In any case, much to my shock, Paul called me at home, wondering if I'd like to "hang out." They had a "friend" in Binghamton and they were at his house, and he had this "neat stuff" in his basement I "just had" to see.

As it turns out, their "friend" was legendary editor of Whispers Magazine and the Best of Whispers anthologies, Stuart David Schiff. 

And the "neat stuff" I "just had" to see? Words fail to describe it accurately. Imagine a basement filled with EVERY kind of movie/science fiction/fantasy/horror/pulp fiction bit of memorabilia you can imagine. 

And then, add in every single edition of every single kind of science fiction, fantasy, and horror novel or short story collection, or editions of every kind of genre magazine you can imagine, stacked in leaning piles, crammed onto bookshelves, stored behind display cases. Imagine all that - and still, I bet your imagination simply wouldn't match the reality.

We stayed at Stuart's house until midnight. Sipping whiskey and eating takeout. They talked about genre history, while I soaked it up like a sponge. That night had an immeasurable impact on me. All these authors I'd never heard of before, or had only heard of, and had never read. It's not an exaggeration to say I've spent the last eight years searching out those authors, and there's still so much more left to read...and that doesn't even take into account all the new voices out there.

In any case, it still blows me away, but I believe this is the epitome of who F. Paul Wilson and Tom Monteleone are: that they'd take the time to selflessly speak into my career. I didn't dare expect I'd be fortunate enough to experience anything like that again.

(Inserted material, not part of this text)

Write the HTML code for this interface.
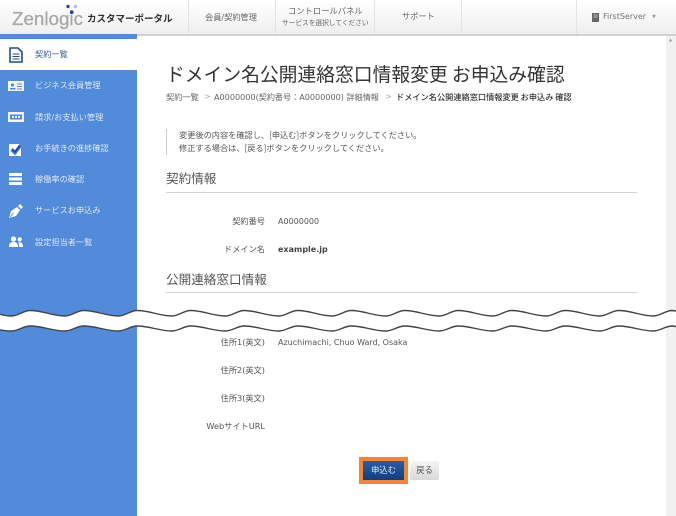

And then, two weeks ago...I did. Paul and Tom returned to my school to work with a fresh new batch of students, and invited me to spend another night at Stuart's. This time, I was able to take things in a little better - having seen his collection once before - and because of this, I realized it was even more amazing than I'd thought. 

As you can imagine, we stayed up until about midnight, once again sipping whisky and eating takeout. Something was different this time, however. I'm not audacious enough to  say I belonged there this time (I'll always suffer from a healthy dose of imposter syndrome, I'm afraid). But this time...I wasn't just a passive observer. I took part in these conversations about the genre, because of the reading I'd done. And, even more satisfying - even though my book collection will never touch Stuart's - this second time around, I recognized dozens of books in his collection, books which I'd sought out and read because of that night, eight years ago. 

It's hard to put into words what this all means to me. Even now, reviewing what I've written, I feel like a gushing fanboy, nothing more. It's the timing of all this that I can't get past. Because once again....I'm not sure what to do or where to go.

I've written four good books - yes, I believe they're at least good - for Crystal Lake Publishing, set in my own little fictional town, my Greentown, my Castle Rock, my Oxrun Station. I have two more books - limited edition novellas - in that same universe, on the way. 

And I have two novels in progress. One, a novel I'd originally meant to be completely tied into that universe (which is increasingly turning into its own thing), and the other my much lamented Billy the Kid Weird Western, which I'm COMMITTED to making a reality.

I have no idea what to do, really. My last book, Things You Need, has only sold fairly. Maybe folks are tired of Clifton Heights stories, or linked collections of Clifton Height stories. Maybe I just need to strike out for a bigger audience. Maybe I need to write something totally off the wall like a Billy the Kid Weird Western novel. Maybe, maybe.

But spending time with Paul, Tom, and Stuart showed me the way. Eight years ago, I spent a transformative night with them, then spent the years after reading everything I could get my hands on. During that period, a lot of great stuff happened. I sold several pro-pay short stories, to collections featuring some of my favorite authors. But it didn't start happening until about two-three years of reading everything I could and writing every day.

So that's what I'm going to do, now. Read everything, write every day, and go from there.

Thank you, Paul, Tom, and Stuart. The word "mentor" gets tossed around too freely these days. But you are  certainly role models, and you have impacted this writer more than you will ever know.